Where a line in the listing contains the string "components", copy that line out.

## begin

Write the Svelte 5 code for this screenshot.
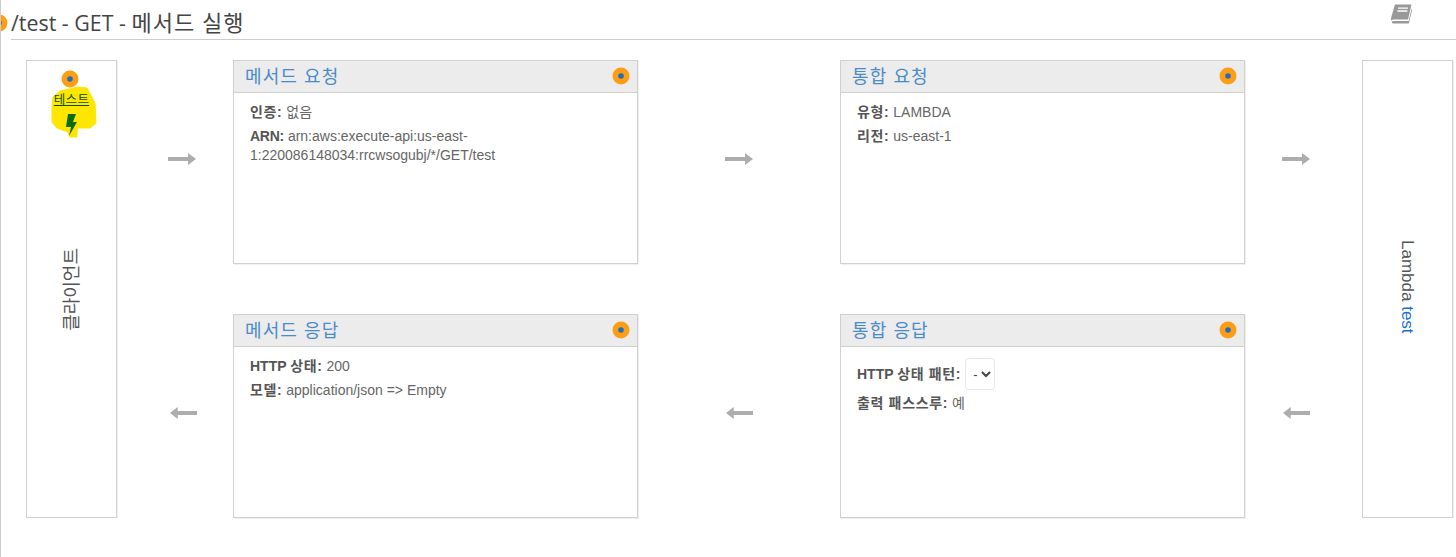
<script>
  const hasKo = (s) => /[가-힣]/.test(s);
  const top = [
    { title: '메서드 요청', lines: [['인증:', '없음'], ['ARN:', 'arn:aws:execute-api:us-east-1:220086148034:rrcwsogubj/*/GET/test']] },
    { title: '통합 요청', lines: [['유형:', 'LAMBDA'], ['리전:', 'us-east-1']] }
  ];
</script>

{#snippet dot()}
  <svg class="dot" width="18" height="18" viewBox="0 0 18 18" aria-hidden="true">
    <circle cx="9" cy="9" r="8.5" fill="#ff9d14" />
    <circle cx="9" cy="9" r="2.8" fill="#1f6dbd" />
  </svg>
{/snippet}

{#snippet arrow(left, cls)}
  <svg class="arrow {cls}" class:left width={left ? 27 : 28} height="14" viewBox="0 0 28 14" preserveAspectRatio="none" aria-hidden="true">
    <path d="M0 5H20V1L28 7L20 13V9H0Z" fill="#adadad" />
  </svg>
{/snippet}

{#snippet head(title)}
  <header class="card-head">
    <h3>{title}</h3>
    {@render dot()}
  </header>
{/snippet}

<div class="page">
  <div class="title-bar">
    <span class="title-dot">{@render dot()}</span>
    <h2>/test - GET - <span class="ko">메서드 실행</span></h2>
    <svg class="book" width="22" height="21" viewBox="0 0 22 21" aria-hidden="true">
      <path d="M5 .5H21.5L18 15.5H3.5C2.2 15.5 1.4 16.3 1.2 17 .9 15 1.2 13.5 1.6 12Z" fill="#999" />
      <path d="M3.6 17H18.6L21.6 4.5 22 6 18.8 19.5H4C2.6 19.5 1.6 18.8 1.9 17.9 2.1 17.4 2.8 17 3.6 17Z" fill="#999" />
      <path d="M8 4.2H18M7.4 7H17.4" stroke="#fff" stroke-width="1.3" />
    </svg>
  </div>

  <div class="diagram">
    <aside class="side client">
      <div class="test">
        <svg class="blob" width="46" height="55" viewBox="0 0 46 55" aria-hidden="true">
          <path d="M1 24L2 14 9 8 27 4 36 5 44 20 45 40 39 45H26V54H19L17 49 6 45 1 39Z" fill="#ffe600" stroke="#ffe600" stroke-width="1" stroke-linejoin="round" />
          <path d="M17 31H25L22 39H26L18 53 20 44H15Z" fill="#0c6b0c" />
        </svg>
        <span class="test-dot">{@render dot()}</span>
        <a class="test-label" href="#test">테스트</a>
      </div>
      <span class="vertical">클라이언트</span>
    </aside>

    {@render arrow(false, 'first')}

    <section class="card">
      {@render head(top[0].title)}
      <div class="body">
        {#each top[0].lines as [k, v]}
          <p><b class:wide={hasKo(k)} class:tight={!hasKo(k)}>{k}</b> {v}</p>
        {/each}
      </div>
    </section>

    {@render arrow(false, '')}

    <section class="card">
      {@render head(top[1].title)}
      <div class="body">
        {#each top[1].lines as [k, v]}
          <p><b class="wide">{k}</b> {v}</p>
        {/each}
      </div>
    </section>

    {@render arrow(false, 'last')}

    <aside class="side lambda">
      <span class="vertical small">Lambda <a href="#test">test</a></span>
    </aside>

    {@render arrow(true, 'first')}

    <section class="card">
      {@render head('메서드 응답')}
      <div class="body">
        <p><b>HTTP <span class="wide">상태:</span></b> 200</p>
        <p><b class="wide">모델:</b> application/json =&gt; Empty</p>
      </div>
    </section>

    {@render arrow(true, '')}

    <section class="card">
      {@render head('통합 응답')}
      <div class="body integ">
        <p class="status">
          <b>HTTP <span class="wide">상태 패턴:</span></b>
          <select><option>-</option></select>
        </p>
        <p><b class="wide">출력 패스스루:</b> 예</p>
      </div>
    </section>

    {@render arrow(true, 'last')}
  </div>
</div>

<style>
  :global(body) {
    margin: 0;
    background: #fff;
    font-family: "Liberation Sans", "Noto Sans CJK KR", sans-serif;
    color: #444;
  }
  .page {
    box-sizing: border-box;
    width: 1456px;
    height: 557px;
    border-left: 1px solid #ccc;
    overflow: hidden;
  }
  .title-bar {
    position: relative;
    box-sizing: border-box;
    height: 40px;
    margin-left: 10px;
    border-bottom: 1px solid #ccc;
  }
  .title-bar h2 {
    margin: 0;
    font: 400 21.4px/45px "Open Sans", "Noto Sans CJK KR", sans-serif;
    color: #444;
  }
  .ko {
    font-size: 22px;
    letter-spacing: 1px;
  }
  .title-dot {
    position: absolute;
    left: -21px;
    top: 14px;
  }
  .book {
    position: absolute;
    left: 1379px;
    top: 4px;
  }
  .diagram {
    display: grid;
    grid-template-columns: 91px 116px 405px 202px 405px 117px 91px;
    grid-template-rows: 204px 204px;
    row-gap: 50px;
    margin: 20px 0 0 25px;
    justify-items: center;
  }
  .side {
    grid-row: 1 / 3;
    box-sizing: border-box;
    width: 91px;
    border: 1px solid #d0d0d0;
    box-shadow: 1px 0 0 #f0f0f0;
    position: relative;
    display: flex;
    align-items: center;
    justify-content: center;
  }
  .client { grid-column: 1; grid-row: 1 / 3; }
  .lambda { grid-column: 7; grid-row: 1 / 3; }
  .vertical {
    writing-mode: vertical-rl;
    text-orientation: sideways;
    font-size: 18px;
    color: #555;
    white-space: nowrap;
  }
  .client .vertical {
    transform: rotate(180deg);
    margin-top: 0;
    margin-right: 4px;
  }
  .vertical.small { font-size: 17px; margin: 0 2px 5px 0; }
  .vertical a { color: #1a73c9; text-decoration: none; }
  .arrow { margin-top: 92px; align-self: start; justify-self: center; }
  .arrow.left { transform: scaleX(-1); }
  .arrow.first { margin-left: 14px; }
  .arrow.left.first { margin-left: 17px; }
  .arrow.last { margin-right: 16px; }
  .arrow.left.last { margin-right: 15px; }
  .card {
    box-sizing: border-box;
    width: 405px;
    border: 1px solid #d0d0d0;
    box-shadow: 1px 1px 0 #f0f0f0;
    background: #fff;
  }
  .card-head {
    box-sizing: border-box;
    height: 32px;
    margin-bottom: -1px;
    padding: 0 7px 2px 11px;
    display: flex;
    align-items: center;
    justify-content: space-between;
    background: #ececec;
    border-bottom: 1px solid #d0d0d0;
  }
  .card-head h3 {
    margin: 3px 0 0;
    font-size: 18px;
    line-height: 24px;
    font-weight: 400;
    color: #4a8bc9;
    letter-spacing: 1.1px;
  }
  .dot { display: block; }
  .body {
    padding: 11px 15px 10px 16px;
    font-size: 14px;
    line-height: 19px;
    color: #666;
  }
  .body p { margin: 0 0 5px; }
  .body b { color: #555; }
  .wide { letter-spacing: .65px; }
  .tight { letter-spacing: -.25px; }
  .integ { padding-top: 12px; padding-left: 16px; }
  .integ .status {
    display: flex;
    align-items: center;
    gap: 4px;
    margin-bottom: 4px;
  }
  select {
    box-sizing: border-box;
    width: 30px;
    height: 32px;
    padding: 0 0 0 3px;
    border: 1px solid #e8e8e8;
    border-radius: 4px;
    background: #fff;
    font: 13px "Liberation Sans", sans-serif;
    color: #444;
  }
  .test {
    position: absolute;
    left: 24px;
    top: 9px;
    width: 46px;
    height: 68px;
  }
  .blob { position: absolute; left: 0; top: 13px; }
  .test-dot { position: absolute; left: 10px; top: 0; }
  .test-label {
    position: absolute;
    left: 0;
    width: 41px;
    top: 23px;
    text-align: center;
    font-size: 12.5px;
    letter-spacing: .3px;
    line-height: 14px;
    color: #0a500a;
    text-decoration: underline;
  }
</style>
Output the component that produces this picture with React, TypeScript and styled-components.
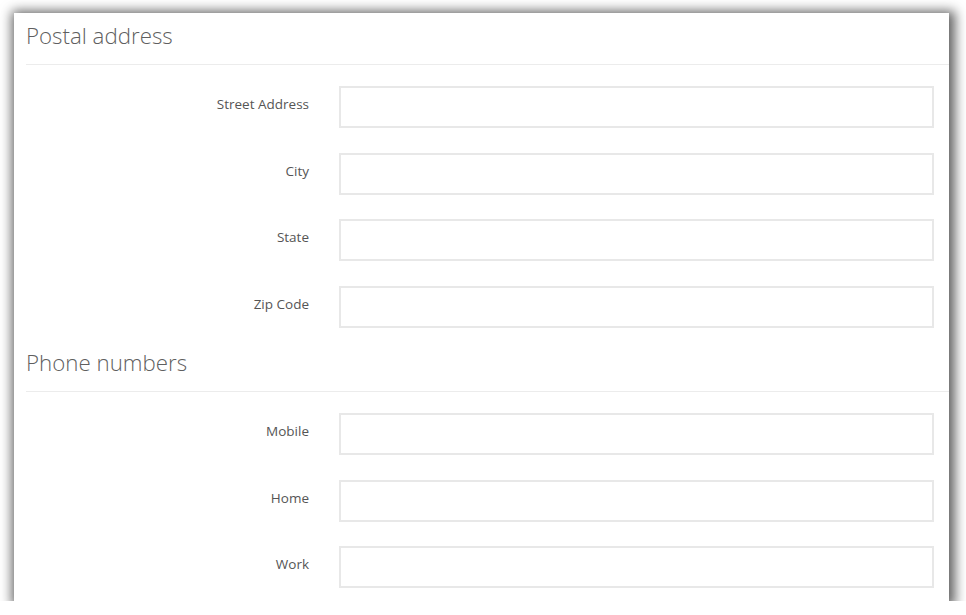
import React from "react";
import styled, { createGlobalStyle } from "styled-components";

const GlobalStyle = createGlobalStyle`
  html, body {
    margin: 0;
    padding: 0;
    background: #fff;
  }
  body {
    font-family: "Open Sans", "Liberation Sans", Arial, sans-serif;
    overflow: hidden;
  }
`;

const Page = styled.div`
  padding: 13px 0 0 14px;
`;

const Panel = styled.div`
  width: 935px;
  height: 588px;
  background: #fff;
  box-shadow: 2px 2px 11px 4px rgba(0, 0, 0, 0.62);
  overflow: hidden;
  padding-left: 12px;
  box-sizing: border-box;
`;

const Section = styled.section<{ $first?: boolean }>`
  margin-top: ${(p) => (p.$first ? "0" : "12.5px")};
`;

const Heading = styled.h3`
  margin: 0;
  padding: 8px 0 13px;
  line-height: 30px;
  font-size: 22.3px;
  font-weight: 300;
  color: #5f5f5f;
  border-bottom: 1px solid #ececec;
`;

const Rows = styled.div`
  display: flex;
  flex-direction: column;
  gap: 24.5px;
  margin-top: 21px;
  padding-right: 15px;
`;

const Row = styled.div`
  display: flex;
  align-items: flex-start;
  gap: 30px;
`;

const Label = styled.label`
  width: 283px;
  flex: none;
  text-align: right;
  padding-top: 8px;
  font-size: 13.5px;
  line-height: 20px;
  color: #555;
`;

const Input = styled.input`
  flex: 1;
  height: 42px;
  box-sizing: border-box;
  border: 2px solid #e8e8e8;
  border-radius: 0;
  outline: none;
  padding: 0 10px;
  font-family: inherit;
  font-size: 13px;
  background: #fff;
`;

const sections = [
  { title: "Postal address", fields: ["Street Address", "City", "State", "Zip Code"] },
  { title: "Phone numbers", fields: ["Mobile", "Home", "Work"] },
];

export default function App() {
  return (
    <>
      <GlobalStyle />
      <Page>
        <Panel>
          {sections.map((s, i) => (
            <Section key={s.title} $first={i === 0}>
              <Heading>{s.title}</Heading>
              <Rows>
                {s.fields.map((f) => (
                  <Row key={f}>
                    <Label>{f}</Label>
                    <Input type="text" />
                  </Row>
                ))}
              </Rows>
            </Section>
          ))}
        </Panel>
      </Page>
    </>
  );
}
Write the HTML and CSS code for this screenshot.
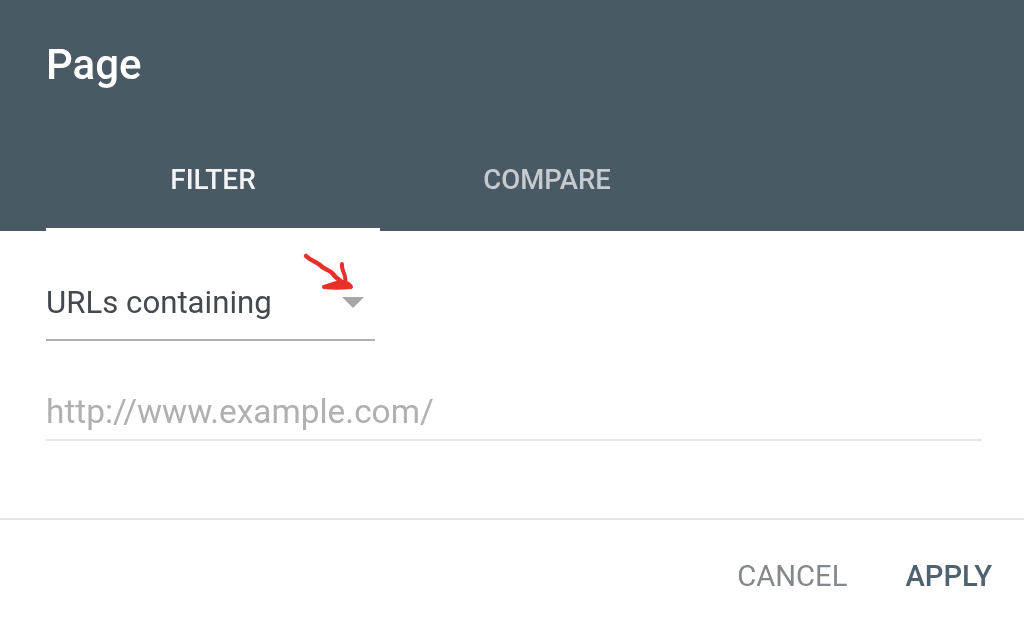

## end

**Exercise solution**
Output the component that produces this picture with React, TypeScript and styled-components.
import styled, { createGlobalStyle } from "styled-components";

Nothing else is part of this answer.